Family and adolescence
Kristian Mandrup Elster was born on 4 March, 1841 in Namdalen. His parents were Christen Chr. Elster (1804-1891) and Elen Sophie Alstrup (1811-1889). When he was twelve, the family Elster moved to Førde, where his father took office as bailiff. Førde became the place which the author regarded as his home. In his writing he found motifs in places around Førde. Yet he lived here only a short time. At fifteen he was sent to school in Kristiania (Oslo). In 1867, he went to Germany to be educated as a forester. From 1869 to 1873, he lived in Kristiania.
In 1874, he married Sanna Fasting (1845-1926), vicar's daughter from Førde, and a sister of another author whose background was in the Sunnfjord district, O. W. Fasting. Elster was from 1873 until his death a forester in Trøndelag. He died of pneumonia on 11 April, 1881 in Trondheim. His son, the author Kristian Elster the Younger (1881-1947), wrote with clear parallels to his father.
Writer
As early as in 1860, a play by Elster was accepted at Christiania Theater, but he withdrew it. Another one, "Audun Hugleikson og Eystein Meyla", was performed in 1863, but was a failure. Some poems and short stories of his were published. In 1869, he settled in Kristiania as a writer of book reviews and other cultural themes, and he became an advocate of realism. His authorship was influenced by his early translation of Tolstoy's novel "Ivan Turgenjev", which he regarded as a literary ideal, together with German folklore writers.
Writings
His writing is marked by a conflict between romanticism and realism. From his work should be singled out his short story "En Korsgang" (1871). The story is based on an authentic event in the district, where the woman on an isolated farm finds that her son is a murderer, and her dilemma upon deciding whether or not to report him to the police. Two novels are "Solskyer" (1877) and "Tora Trondal" (1879). The latter is a social novel which deals with the contrasts between the traditional farm culture and the more continental orientation of the upper class officials¿ social environment. The novels "En fremmed Fugl" (1881) and "Farlige Folk" (1881), have similar motifs. They are so-called social realism novels, the latter receiving much attention in Scandinavia.
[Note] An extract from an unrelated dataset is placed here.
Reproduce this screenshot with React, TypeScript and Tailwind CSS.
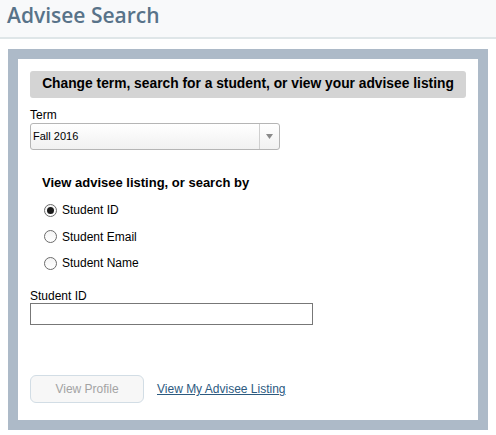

On the "..sendrægstigste Folk.. (the slowest of people)"
Elster was preoccupied with cultural conflicts, which he examined most broadly in the treatise "On the contrast between the western and the eastern parts of Norway" (1872). Here he describes the differences in living conditions and economy, and the effects on people's temperament and way of thinking. But there are also differences between people from Sunnfjord and people from Sogn. The former he finds "perhaps the most melancholy, most tenacious, and slowest people in the country". Across the mountain, on the other hand, in Sogn, there lived a far quicker race, in all respects. Thus Elster early did his part in creating this myth about the two "races" the "sunnfjording" and the "sogning". This myth was later expanded, perhaps pursued for more than its worth, by later writers, for example by his brother-in-law O. W. Fasting in his stories.